For many years now, I have called myself a Kansas City Royals fan. In the early '80s, my next-door neighbor was from Kansas, and he turned me on to the likes of Willie Wilson, Amos Otis, Hal McRae, Bret Saberhagen, Kevin Seitzer, Bo Jackson, Steve Balboni, Dan Quisenberry and of course George Brett.

In 1986, as a 10-year-old kid, I sent manager Dick Howser a get-well card when he was diagnosed with brain cancer. Coach Howser passed away in 1987, and later that year, as an 11-year old, I received a thank you card from Nancy Howser, Dick’s wife.

Years later, when I was a husband and father, I named one of my twin sons Brett after my favorite baseball player in the whole world, George Brett.

I have never liked another team in my life. For me, it has always been and always will be the Kansas City Royals.

However, since George Brett retired in 1993, we Royals fans have had little to cheer about. Our farm system is considered one of the best in the major league, yet the best finish the team has had was in 1994, when the Royals finished second (four games back) in the strike-shortened season. We’ve traded away great players in the past (Kevin Appier, Johnny Damon, Jermaine Dye, Zack Greinke and Carlos Beltrán to name a few) all for the purpose of “our future.”
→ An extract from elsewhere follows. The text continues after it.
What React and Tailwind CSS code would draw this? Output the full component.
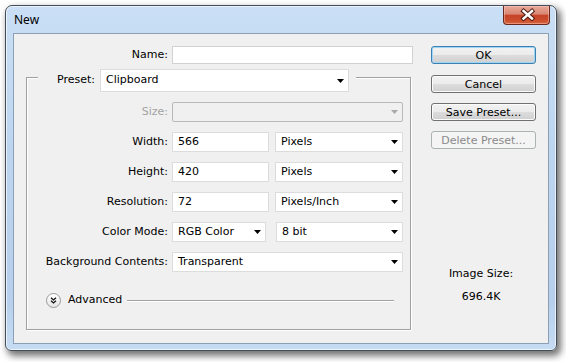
import React from "react";

const Arrow = ({ disabled }) => (
  <svg width="7" height="4" viewBox="0 0 7 4" className="shrink-0">
    <path d="M0 0H7L3.5 4Z" fill={disabled ? "#a9a9a9" : "#000"} />
  </svg>
);

const Select = ({ value, w, h = "h-[20px]", disabled }) => (
  <div
    className={`${w} ${h} flex items-center justify-between pl-[5px] pr-[4px] border ${
      disabled ? "border-[#b9b9b9] bg-[#f0f0f0] rounded-[2px]" : "border-[#dcdcdc] bg-white"
    }`}
  >
    <span className="whitespace-nowrap">{value}</span>
    <Arrow disabled={disabled} />
  </div>
);

const Field = ({ value, w }) => (
  <div className={`${w} h-[20px] flex items-center pl-[5px] border border-[#dcdcdc] bg-white`}>
    {value}
  </div>
);

const Row = ({ label, muted, children }) => (
  <div className="h-[20px] flex items-center">
    <span className={`w-[141px] text-right whitespace-nowrap ${muted ? "text-[#a3a3a3]" : ""}`}>{label}</span>
    <div className="ml-[4px] flex items-center">{children}</div>
  </div>
);

const Button = ({ children, primary, disabled, className = "" }) => {
  let look =
    "border-[#707070] bg-[linear-gradient(to_bottom,#f2f2f2_0%,#ebebeb_50%,#dddddd_50%,#cfcfcf_100%)] shadow-[inset_0_0_0_1px_#fbfbfb]";
  if (primary)
    look =
      "border-[#3c7fb1] bg-[linear-gradient(to_bottom,#f2f2f2_0%,#ebebeb_50%,#dddddd_50%,#cfcfcf_100%)] shadow-[inset_0_0_0_1px_#9fd6f5]";
  if (disabled) look = "border-[#adb2b5] bg-[#f4f4f4] text-[#8a8a8a]";
  return (
    <div
      className={`w-[105px] h-[18px] flex items-center justify-center rounded-[3px] border leading-none ${look} ${className}`}
    >
      {children}
    </div>
  );
};

export default function App() {
  return (
    <div className="w-[566px] h-[362px] bg-white pt-[5px] pl-[5px] font-['DejaVu_Sans',sans-serif] text-[11px] text-black">
      <div className="w-[552px] h-[346px] flex flex-col rounded-t-[7px] rounded-b-[6px] border border-[#434d59] bg-[linear-gradient(to_bottom,#cadff5_0%,#bdd6f0_40%,#b5cfec_85%,#c6dcf3_100%)] shadow-[inset_0_0_0_1px_rgba(255,255,255,0.65),3px_4px_7px_1px_rgba(0,0,0,0.55)]">
        {/* title bar */}
        <div className="h-[27px] shrink-0 flex items-start">
          <span className="pl-[8px] pt-[6px] leading-[16px] font-['Noto_Sans',sans-serif] text-[12px]">New</span>
          <div className="ml-auto mr-[6px] w-[47px] h-[19px] relative rounded-b-[4px] border border-t-0 border-[#6a281d] bg-[linear-gradient(to_bottom,#e9aa9b_0%,#d98571_45%,#c7442a_52%,#c94a2c_75%,#d9653b_100%)] shadow-[inset_0_0_0_1px_rgba(255,210,200,0.45)]">
            <svg width="47" height="19" viewBox="0 0 47 19" className="absolute -left-px top-0">
              <path d="M20.5 5L29 12.5M29 5L20.5 12.5" stroke="#4d1b12" strokeWidth="4.4" strokeLinecap="square" />
              <path d="M20.5 5L29 12.5M29 5L20.5 12.5" stroke="#fff" strokeWidth="2.4" strokeLinecap="square" />
            </svg>
          </div>
        </div>

        {/* client area */}
        <div className="flex-1 px-[7px] pb-[6px] flex">
          <div className="flex-1 flex bg-[#f0f0f0] border border-[#8d9fb4]">
            {/* left column */}
            <div className="w-[417px] shrink-0">
              <div className="mt-[12px] h-[18px] flex items-center">
                <span className="w-[154px] text-right">Name:</span>
                <div className="ml-[4px] w-[241px] h-[18px] border border-[#d2d2d2] bg-white" />
              </div>

              <div className="ml-[12px] mt-[13px] w-[385px] h-[253px] border border-[#a0a0a0] shadow-[1px_1px_0_#fff,inset_1px_1px_0_#fff]">
                <div className="-mt-[9px] ml-[11px] w-fit h-[23px] flex items-center bg-[#f0f0f0] pl-[19px] pr-[7px]">
                  <span className="w-[39px] whitespace-nowrap">Preset:</span>
                  <Select value="Clipboard" w="ml-[4px] w-[249px]" h="h-[23px]" />
                </div>

                <div className="mt-[10px] flex flex-col gap-[10px]">
                  <Row label="Size:" muted>
                    <Select value="" w="w-[231px]" disabled />
                  </Row>
                  <Row label="Width:">
                    <Field value="566" w="w-[97px]" />
                    <Select value="Pixels" w="ml-[6px] w-[128px]" />
                  </Row>
                  <Row label="Height:">
                    <Field value="420" w="w-[97px]" />
                    <Select value="Pixels" w="ml-[6px] w-[128px]" />
                  </Row>
                  <Row label="Resolution:">
                    <Field value="72" w="w-[97px]" />
                    <Select value="Pixels/Inch" w="ml-[6px] w-[128px]" />
                  </Row>
                  <Row label="Color Mode:">
                    <Select value="RGB Color" w="w-[94px]" />
                    <Select value="8 bit" w="ml-[10px] w-[127px]" />
                  </Row>
                  <Row label="Background Contents:">
                    <Select value="Transparent" w="w-[231px]" />
                  </Row>
                </div>

                <div className="mt-[21px] h-[15px] flex items-center pl-[19px]">
                  <div className="w-[15px] h-[15px] rounded-full border border-[#9a9a9a] bg-[linear-gradient(to_bottom,#ffffff,#e6e6e6)] flex items-center justify-center">
                    <svg width="7" height="7" viewBox="0 0 7 7">
                      <path d="M1 0.8L3.5 3L6 0.8M1 3.8L3.5 6L6 3.8" stroke="#111" strokeWidth="1.3" fill="none" />
                    </svg>
                  </div>
                  <span className="ml-[7px]">Advanced</span>
                  <div className="ml-[5px] w-[267px] h-[2px] border-t border-b border-t-[#a0a0a0] border-b-white" />
                </div>
              </div>
            </div>

            {/* right column */}
            <div className="w-[105px] shrink-0 pt-[12px]">
              <Button primary>OK</Button>
              <Button className="mt-[11px]">Cancel</Button>
              <Button className="mt-[10px]">Save Preset...</Button>
              <Button className="mt-[10px]" disabled>
                Delete Preset...
              </Button>
              <div className="mt-[118px] pr-[5px] text-center leading-[13px]">
                <div>Image Size:</div>
                <div className="mt-[10px]">696.4K</div>
              </div>
            </div>
          </div>
        </div>
      </div>
    </div>
  );
}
As a long-time Kansas City Royals fan, I am tired of being all but mathematically eliminated by May 1. I am tired of saying “next year we’re supposed to be better.” I’m tired of losing!

The future is now.

Last week, the Royals made a blockbuster trade, sending top prospects Wil Myers and Jake Odorizzi along with two other minor leaguers to the Tampa Bay Rays for former All-Star James Shields and fellow right-hander Wade Davis.

In other words, we dipped into that very same talent pool that has been preparing us for the future to start winning now.

I’ve seen where fans and “experts” are against this trade, calling it “stupid” and “old KC ways” and calling for the team to fire Dayton Moore. I may not be a team executive or have a business degree, but I am pretty sure the team is tired of losing too, and this trade isn’t as bad as what people think.

This trade gives the Royals exactly what was needed…pitching. The Royals offense was not bad in 2012, ranking 20th in runs scored (676) and seventh in team batting (.265). However, the Royals pitching has been bottom feeders, ranking 23rd in ERA (4.30) and 28th in quality starts (69).

In two years, we Royals fans might be saying to ourselves “what if?” in regards to Wil Myers. Or we could be asking ourselves, “You think we will go deeper in the playoffs this year?” Only time will tell, but the future is now in Kansas City, and I am excited for 2013.